• Goal:
Return the whole listing, line for line, without the pictures in it.

• Data shown:
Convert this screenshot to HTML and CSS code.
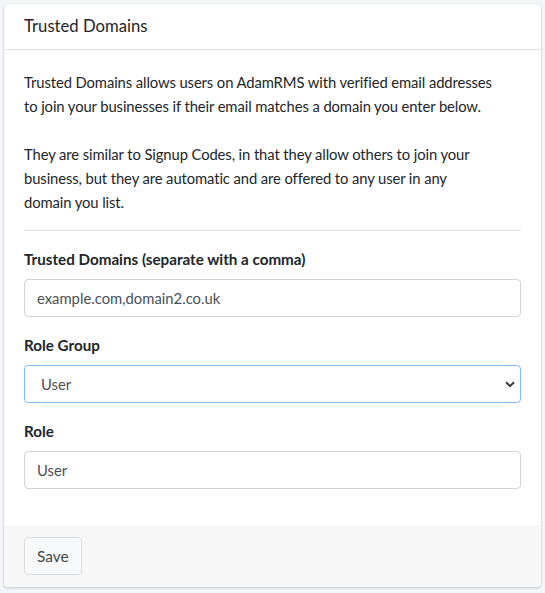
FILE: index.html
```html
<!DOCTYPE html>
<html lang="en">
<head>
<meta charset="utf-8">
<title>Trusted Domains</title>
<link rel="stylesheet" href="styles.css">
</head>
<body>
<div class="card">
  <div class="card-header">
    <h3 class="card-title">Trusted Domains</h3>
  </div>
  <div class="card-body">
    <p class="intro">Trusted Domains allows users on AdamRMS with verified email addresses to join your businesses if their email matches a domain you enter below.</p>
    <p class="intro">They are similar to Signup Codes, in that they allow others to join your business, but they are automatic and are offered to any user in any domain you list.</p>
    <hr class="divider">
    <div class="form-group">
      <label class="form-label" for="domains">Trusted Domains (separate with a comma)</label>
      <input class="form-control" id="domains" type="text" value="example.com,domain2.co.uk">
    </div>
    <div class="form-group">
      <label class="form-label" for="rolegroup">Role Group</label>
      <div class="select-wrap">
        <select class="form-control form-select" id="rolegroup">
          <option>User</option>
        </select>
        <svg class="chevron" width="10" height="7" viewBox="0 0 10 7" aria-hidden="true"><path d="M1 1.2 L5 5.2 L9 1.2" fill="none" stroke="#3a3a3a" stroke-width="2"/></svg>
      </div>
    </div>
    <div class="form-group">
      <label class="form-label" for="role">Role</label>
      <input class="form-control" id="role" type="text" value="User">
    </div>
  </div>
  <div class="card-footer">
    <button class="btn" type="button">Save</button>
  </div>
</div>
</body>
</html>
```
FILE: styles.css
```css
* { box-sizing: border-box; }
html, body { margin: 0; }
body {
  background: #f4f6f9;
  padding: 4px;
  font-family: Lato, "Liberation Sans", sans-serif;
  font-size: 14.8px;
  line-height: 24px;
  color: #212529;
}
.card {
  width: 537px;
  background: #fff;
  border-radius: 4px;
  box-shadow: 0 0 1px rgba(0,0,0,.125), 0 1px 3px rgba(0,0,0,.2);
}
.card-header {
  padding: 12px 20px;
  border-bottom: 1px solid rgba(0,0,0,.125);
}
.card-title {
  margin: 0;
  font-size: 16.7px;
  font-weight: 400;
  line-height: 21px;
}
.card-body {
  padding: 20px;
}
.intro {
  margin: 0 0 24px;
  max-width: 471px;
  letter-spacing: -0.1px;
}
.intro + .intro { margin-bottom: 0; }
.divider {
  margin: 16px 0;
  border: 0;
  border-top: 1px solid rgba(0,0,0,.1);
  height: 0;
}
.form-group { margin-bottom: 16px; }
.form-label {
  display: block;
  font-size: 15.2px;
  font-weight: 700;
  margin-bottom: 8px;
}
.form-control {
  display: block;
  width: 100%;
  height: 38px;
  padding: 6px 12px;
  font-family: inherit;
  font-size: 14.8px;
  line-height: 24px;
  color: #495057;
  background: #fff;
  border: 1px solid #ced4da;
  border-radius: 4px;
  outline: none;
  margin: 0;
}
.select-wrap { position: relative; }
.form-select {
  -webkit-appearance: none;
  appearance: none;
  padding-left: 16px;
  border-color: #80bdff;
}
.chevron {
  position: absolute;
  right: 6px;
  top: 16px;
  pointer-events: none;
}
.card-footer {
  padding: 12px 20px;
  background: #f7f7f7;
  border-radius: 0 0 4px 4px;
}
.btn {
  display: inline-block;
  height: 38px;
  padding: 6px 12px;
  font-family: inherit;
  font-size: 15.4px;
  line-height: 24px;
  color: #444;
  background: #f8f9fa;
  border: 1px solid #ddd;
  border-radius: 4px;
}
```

• Written solution:
Convert this screenshot to HTML and CSS code.
FILE: index.html
```html
<!DOCTYPE html>
<html lang="en">
<head>
<meta charset="utf-8">
<title>Trusted Domains</title>
<link rel="stylesheet" href="styles.css">
</head>
<body>
<div class="card">
  <div class="card-header">
    <h3 class="card-title">Trusted Domains</h3>
  </div>
  <div class="card-body">
    <p class="intro">Trusted Domains allows users on AdamRMS with verified email addresses to join your businesses if their email matches a domain you enter below.</p>
    <p class="intro">They are similar to Signup Codes, in that they allow others to join your business, but they are automatic and are offered to any user in any domain you list.</p>
    <hr class="divider">
    <div class="form-group">
      <label class="form-label" for="domains">Trusted Domains (separate with a comma)</label>
      <input class="form-control" id="domains" type="text" value="example.com,domain2.co.uk">
    </div>
    <div class="form-group">
      <label class="form-label" for="rolegroup">Role Group</label>
      <div class="select-wrap">
        <select class="form-control form-select" id="rolegroup">
          <option>User</option>
        </select>
        <svg class="chevron" width="10" height="7" viewBox="0 0 10 7" aria-hidden="true"><path d="M1 1.2 L5 5.2 L9 1.2" fill="none" stroke="#3a3a3a" stroke-width="2"/></svg>
      </div>
    </div>
    <div class="form-group">
      <label class="form-label" for="role">Role</label>
      <input class="form-control" id="role" type="text" value="User">
    </div>
  </div>
  <div class="card-footer">
    <button class="btn" type="button">Save</button>
  </div>
</div>
</body>
</html>
```
FILE: styles.css
```css
* { box-sizing: border-box; }
html, body { margin: 0; }
body {
  background: #f4f6f9;
  padding: 4px;
  font-family: Lato, "Liberation Sans", sans-serif;
  font-size: 14.8px;
  line-height: 24px;
  color: #212529;
}
.card {
  width: 537px;
  background: #fff;
  border-radius: 4px;
  box-shadow: 0 0 1px rgba(0,0,0,.125), 0 1px 3px rgba(0,0,0,.2);
}
.card-header {
  padding: 12px 20px;
  border-bottom: 1px solid rgba(0,0,0,.125);
}
.card-title {
  margin: 0;
  font-size: 16.7px;
  font-weight: 400;
  line-height: 21px;
}
.card-body {
  padding: 20px;
}
.intro {
  margin: 0 0 24px;
  max-width: 471px;
  letter-spacing: -0.1px;
}
.intro + .intro { margin-bottom: 0; }
.divider {
  margin: 16px 0;
  border: 0;
  border-top: 1px solid rgba(0,0,0,.1);
  height: 0;
}
.form-group { margin-bottom: 16px; }
.form-label {
  display: block;
  font-size: 15.2px;
  font-weight: 700;
  margin-bottom: 8px;
}
.form-control {
  display: block;
  width: 100%;
  height: 38px;
  padding: 6px 12px;
  font-family: inherit;
  font-size: 14.8px;
  line-height: 24px;
  color: #495057;
  background: #fff;
  border: 1px solid #ced4da;
  border-radius: 4px;
  outline: none;
  margin: 0;
}
.select-wrap { position: relative; }
.form-select {
  -webkit-appearance: none;
  appearance: none;
  padding-left: 16px;
  border-color: #80bdff;
}
.chevron {
  position: absolute;
  right: 6px;
  top: 16px;
  pointer-events: none;
}
.card-footer {
  padding: 12px 20px;
  background: #f7f7f7;
  border-radius: 0 0 4px 4px;
}
.btn {
  display: inline-block;
  height: 38px;
  padding: 6px 12px;
  font-family: inherit;
  font-size: 15.4px;
  line-height: 24px;
  color: #444;
  background: #f8f9fa;
  border: 1px solid #ddd;
  border-radius: 4px;
}
```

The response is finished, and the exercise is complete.